Property owners in Balsam Mountain Preserve don’t know how long Radco will remain in the shoes of the developer. For now, Radco has been mostly tasked with upkeep of the property, a move pushed by the lender to protect the property’s value while foreclosure proceeds. If maintenance was neglected, it could lead to decline in value, which would be bad for the lender. If no one bids on the property during foreclosure and the lender becomes the new owner, they may keep Radco on board.
Radco is currently involved in drafting an annual budget for the community association and the operation of the recreational amenities, including an Arnold Palmer designed golf course, dining room, swimming pool, horse stables and myriad other features.
The fate of recreational amenities is the top concern of property owners in Balsam Mountain Preserve these days.
“If we are paying dues, we need to have the amenities,” said Dave Sparks, a homeowner in Balsam Mountain.
The initiation fee for the amenities was $75,000, which is mandatory when buying a lot in the development. There is also an annual fee for the upkeep of amenities, which could rise this year.
Theoretically, annual dues by property owners will pay for the upkeep and operation of recreational amenities, but a balanced budget usually isn’t possible without a critical mass of individual homeowners. But until then, the developer often chips in to subsidize them.
Chaffin and Light has been heavily subsidizing the amenities within the development in recent years. It is, after all, in the best interest of the developer to ensure the amenities are functioning at full tilt, a calculated selling point when courting new lot buyers. But new owners likely won’t subsidize the costs to the extent the current developers are, according to property owners involved with the issue.
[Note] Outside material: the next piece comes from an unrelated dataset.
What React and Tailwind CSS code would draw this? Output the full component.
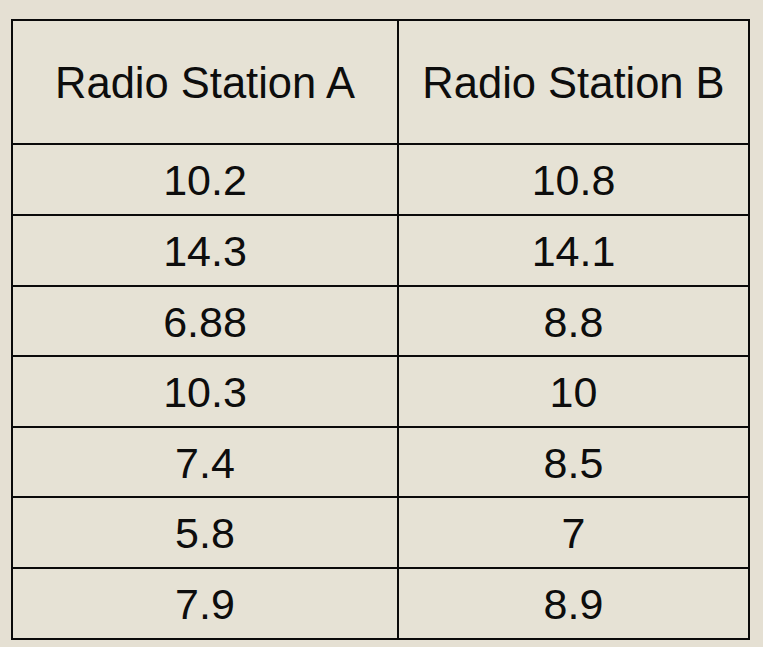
import React from "react";

const rows = [
  ["10.2", "10.8", "h-[71px]"],
  ["14.3", "14.1", "h-[71px]"],
  ["6.88", "8.8", "h-[70px]"],
  ["10.3", "10", "h-[71px]"],
  ["7.4", "8.5", "h-[70px]"],
  ["5.8", "7", "h-[71px]"],
  ["7.9", "8.9", "h-[71px]"],
];

export default function App() {
  return (
    <div
      className="w-[763px] h-[647px] bg-[#e5e0d3] pt-[19px] pl-[11px] text-[#0d0d0d]"
      style={{ fontFamily: '"Liberation Sans", Arial, sans-serif' }}
    >
      <div className="w-[739px] border-2 border-[#0a0a0a] bg-[#e6e2d5]">
        <div className="flex h-[122px]">
          <div className="w-[386px] border-r-2 border-[#0a0a0a] flex items-center justify-center text-[43.5px] pt-[4px]">
            Radio Station A
          </div>
          <div className="flex-1 flex items-center justify-center text-[43.5px] pt-[4px]">
            Radio Station B
          </div>
        </div>
        {rows.map(([a, b, h], i) => (
          <div key={i} className={`flex border-t-2 border-[#0a0a0a] ${h}`}>
            <div className="w-[386px] border-r-2 border-[#0a0a0a] flex items-center justify-center text-[43px] pt-[2px]">
              {a}
            </div>
            <div className="flex-1 flex items-center justify-center text-[43px] pt-[2px]">
              {b}
            </div>
          </div>
        ))}
      </div>
    </div>
  );
}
The Arnold Palmer designed golf course in particular carries a hefty annual operating cost. Opening up the golf course at Balsam Mountain Preserve to outside memberships is one of the many options on the table.
Property owners hold one trump card to ensure the amenities are maintained and kept open. They could stop paying their dues. The developer — whoever that may be post-foreclosure — would be stuck footing the entire bill to keep the recreational amenities presentable in order to fuel future lot sales.
“We hope Trilyn and Radco realize it is important to keep us happy,” said Sal Guerriero, a homeowner in Balsam who sits on the community association board.
Two-thirds of the 354 lots in the development have been sold already. There are 120 lots still to go, and those lots are largely where the profit margin lies.
“That’s why the amenities need to be taken care of,” Guerriero said.
While an annual membership for the recreational amenities is voluntary, homeowners pay mandatory dues as part of the community association, which is responsible for road maintenance and security. That, too, has been heavily subsidized by the developers, but the financial burden will be shifted almost entirely to property owners this year, according to Guerriero.
In the long run, homeowners are confident the groundwork has been laid for a one-of-a-kind mountain community.
“We don’t anticipate there will be any significant change in the format of the community. The only question is who is going to own it,” said Hanlon, a homeowner. “Two years from now, we’ll look back on this and say it was an unfortunate dip in the road.”